As October ends, I note yet another news story highlighting the vulnerability of technology from Bill Gates company, notable Microsoft's cloud product Azure. This was to blame for global web service outages impacting Britain's biggest airport (Heathrow) and bank (NatWest), plus Minecraft and other big names. hitting over 1,000 companies and affecting millions of internet users." — BBC News
This followed news that AWS cloud services from the company built by fellow techbro billionaire Bezos had taken down "major social media platforms like Snapchat and Reddit, banks like Lloyds and Halifax, and games like Roblox and Fortnite." — BBC News
Another notable reminder of just how much crime our over-reliance on weak technology has enabled landed very close to my actual home this October: the criminal hacking of Jaguar Land Rover, a company synonymous with Coventry, the city in which I was born and now live.

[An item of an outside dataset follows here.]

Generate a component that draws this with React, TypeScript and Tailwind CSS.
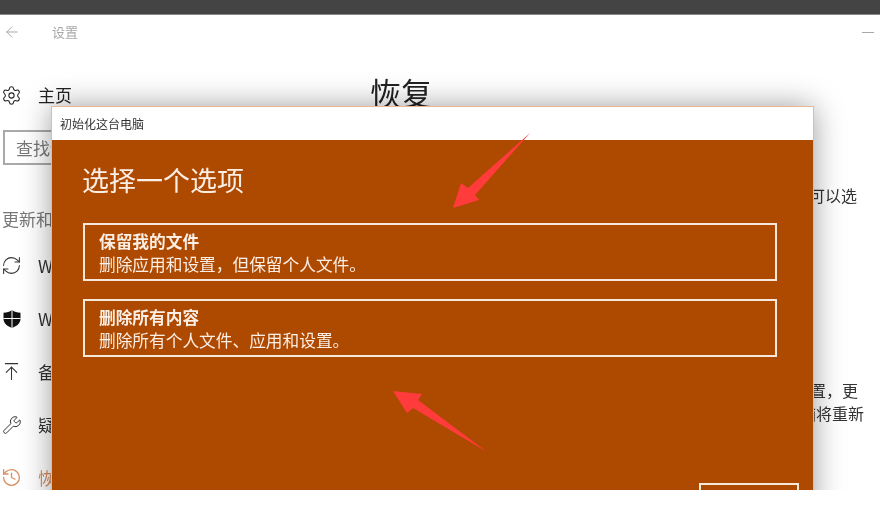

As Secure World's Cam Sivesind put it, this is "a chilling case study in the true cost of systemic risk—moving far beyond lost data to encompass crippling financial losses, manufacturing disruption, and supply chain contamination." — SecureWorld
As another annual cybersecurity awareness month comes to an end, let's hope the world will learn from the growing list of major cybercrimes, learn that they are rooted in:
- the failure of humans to exercise adequate care when developing and deploying technology,
- a shortage of moral character that leads to the exploitation of technology for theft, fraud, and profiteering, and
- a huge cognitive gap that seems to stop humans heeding experts, over and over again.